Close a direct booking when the caller is in reservations intent, on the phone, with the returning guest’s profile loaded before the second ring.

This is the part that is not reducible to “answer more calls” or “automate the first 40%.” The architecture has to match the ontology of the work, not the shape of the published benchmark.

The measurement gap is the competitive opening

For a new entrant, the absence of industry-level call-mix data is the opposite of a problem. It is a wedge.

If the industry has spent a decade optimizing voice products against a reservations benchmark, and the real call distribution at a full-service independent is, by informal operator tally, roughly one in five for reservations and four in five for the operational long tail, then the best voice AI measured on the R benchmark is, by design, a minority product.

The product that wins is not the one with the highest reservation-conversion score on a vendor dashboard. It is the one that, on the receptionist’s Post-it at the end of the week, shows up as the handler for all eight letters.

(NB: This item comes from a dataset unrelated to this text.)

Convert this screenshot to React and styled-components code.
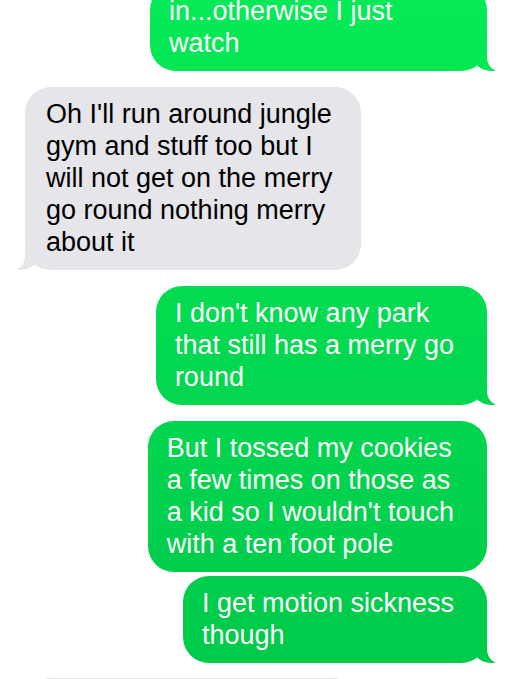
import React from "react";
import styled, { createGlobalStyle, css } from "styled-components";

const Global = createGlobalStyle`
  html, body { margin: 0; padding: 0; background: #ffffff; }
  body { width: 512px; height: 679px; overflow: hidden; }
`;

const GREEN = "linear-gradient(to bottom, #05ea56 0px, #00c94a 679px)";
const GRAY = "#e5e5ea";

const Thread = styled.div`
  display: flex;
  flex-direction: column;
  gap: 16px;
  margin-top: -16px;
  padding: 0 25px;
  font-family: "Liberation Sans", Arial, sans-serif;
`;

const Group = styled.div`
  display: flex;
  flex-direction: column;
  gap: 4px;
  margin-top: ${(p) => (p.$pull ? "-1px" : "0")};
  align-items: ${(p) => (p.$me ? "flex-end" : "flex-start")};
`;

const sentTail = css`
  &::before {
    content: "";
    position: absolute;
    bottom: 0;
    right: -8px;
    width: 22px;
    height: 24px;
    background: ${GREEN};
    background-attachment: fixed;
    border-bottom-left-radius: 18px 15px;
  }
  &::after {
    content: "";
    position: absolute;
    bottom: 0;
    right: -12px;
    width: 12px;
    height: 24px;
    background: #ffffff;
    border-bottom-left-radius: 12px 14px;
  }
`;

const receivedTail = css`
  &::before {
    content: "";
    position: absolute;
    bottom: 0;
    left: -8px;
    width: 22px;
    height: 24px;
    background: ${GRAY};
    border-bottom-right-radius: 18px 15px;
  }
  &::after {
    content: "";
    position: absolute;
    bottom: 0;
    left: -12px;
    width: 12px;
    height: 24px;
    background: #ffffff;
    border-bottom-right-radius: 12px 14px;
  }
`;

const Bubble = styled.div`
  position: relative;
  box-sizing: border-box;
  white-space: pre-line;
  font-size: 27px;
  line-height: 32px;
  border-radius: 26px;
  padding: ${(p) => (p.$me ? "11px 33px 12px 19px" : "11px 28px 12px 21px")};
  color: ${(p) => (p.$me ? "#ffffff" : "#000000")};
  background: ${(p) => (p.$me ? GREEN : GRAY)};
  background-attachment: ${(p) => (p.$me ? "fixed" : "scroll")};
  width: ${(p) => (p.$w ? `${p.$w}px` : "auto")};
  min-height: ${(p) => (p.$h ? `${p.$h}px` : "0")};
  ${(p) => (p.$tail ? (p.$me ? sentTail : receivedTail) : "")}
`;

export default function App() {
  return (
    <>
      <Global />
      <Thread>
        <Group $me>
          <Bubble $me $tail $w={337}>{"in...otherwise I just\nwatch"}</Bubble>
        </Group>
        <Group>
          <Bubble $tail>
            {"Oh I'll run around jungle\ngym and stuff too but I\nwill not get on the merry\ngo round nothing merry\nabout it"}
          </Bubble>
        </Group>
        <Group $me>
          <Bubble $me $tail>
            {"I don't know any park\nthat still has a merry go\nround"}
          </Bubble>
        </Group>
        <Group $me>
          <Bubble $me>
            {"But I tossed my cookies\na few times on those as\na kid so I wouldn't touch\nwith a ten foot pole"}
          </Bubble>
          <Bubble $me $tail>{"I get motion sickness\nthough"}</Bubble>
        </Group>
        <Group $pull>
          <Bubble $w={334} $h={60} aria-hidden="true" />
        </Group>
      </Thread>
    </>
  );
}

That is the bet FlowStay is making. We built the voice system for the ticket taxonomy, the one ALICE and HelloShift have been running the back of house on for a decade, not for the one number the industry’s benchmark was instrumented to publish.

The phone at an independent hotel is not a reservations channel with some noise around it. It is the full-letter interface to the building. Treating it as anything less is what leaves the receptionist writing R’s on a Post-it while forty-one other things ring through to voicemail.

She is trying to tell you what the product is supposed to do. The tally is right there, under the desk.